Sunday, April 24, 2011

Some New Thoughts on Confession Week

          I haven't had the opportunity of presenting my confession piece, yet.  So, as my reflection for this week, I will discuss some new thoughts I have.
          Originally, I wanted to share a confession that was not-so-typical.  I was having a really hard time coming up with something to present that was as stirring as some of the rest of the class.  I think the reason for this was because I have had it relatively easy in my twenty years of life.  My parents are not divorced; they actually like each other, I've never been poor, my family has healthy relations with one another, I have never been physically or mentally traumatized, nobody close to me has ever died, I've never had a serious problem with drinking or drugs and neither has anyone in my immediate family, my boyfriend loves me, and I'm doing well in school and life in general.  So, what the heck am I supposed to say to the class to make them cry and what not?  Well, believe it or not, I can remember having feelings of resentment towards people in my life who have actually experienced some of these problems.  I used to think it would be cool if my parents were divorced, or I had to use the welfare lunch tickets, or if I had some sort of drug problem, because then I'd have something to complain about.  I know it sounds sort of stupid and ridiculous and ungrateful, but sometimes it's hard to find inspiration for my art because I don't have that one thing in my life that stirs up all the emotions that are inherently attached to each of these problems.  Seriously, think about the best art piece you have ever created.  It was probably a reflection about a dead relative, drugs, drinking, etc.  Well, I don't have that.  Yeah, I've made mistakes in my life that involve some of this stuff, but nothing that has ever seriously jeopardized my life or well-being.  But I dropped this idea, because I figure that nobody wants to actually listen to how seemingly perfect my life sounds.
A Perfect Day
          I also had a confession that involved me hacking off my hair in class, but I decided to forego the drama.  I'm really not that dramatic, and I probably would have criticized someone who did do something that dramatic as seriously starved for attention.  Cough, cough, the girl who got published in the Nexus for parading around in bloody underwear.  *Side note, let's make a connection here.  Hmm... She works for the Nexus.  She got published in the Nexus for her project.  Coincidence?

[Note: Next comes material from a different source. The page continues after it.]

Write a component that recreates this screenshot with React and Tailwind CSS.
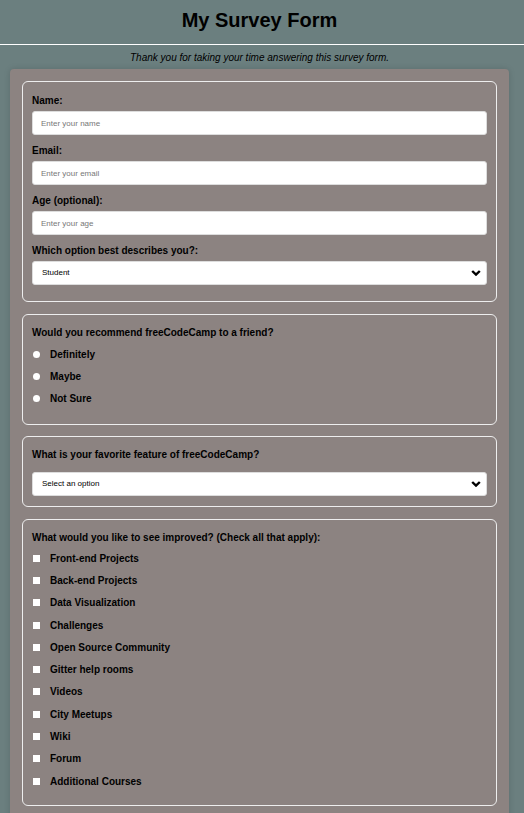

Probably.  Kudos, though, for using your resources, sister.
HAHAHA this kid.
          Anyway, I do have a new idea for a confession.  I won't go into detail, because what's the fun in that?  My confession doesn't involve something terrible that happened to me.  It's actually the exact opposite.  Something amazing has happened to me.  But I have resisted letting this amazing thing happen to me for quite some time.  And that is what I regret.  And that is my confession.  I intend to write down my most personal thoughts on paper, then read that paper to the class.  You probably won't cry, but I might.  And just because you don't, doesn't mean my piece wasn't "effective."  It's going to act as more of a therapy session for myself.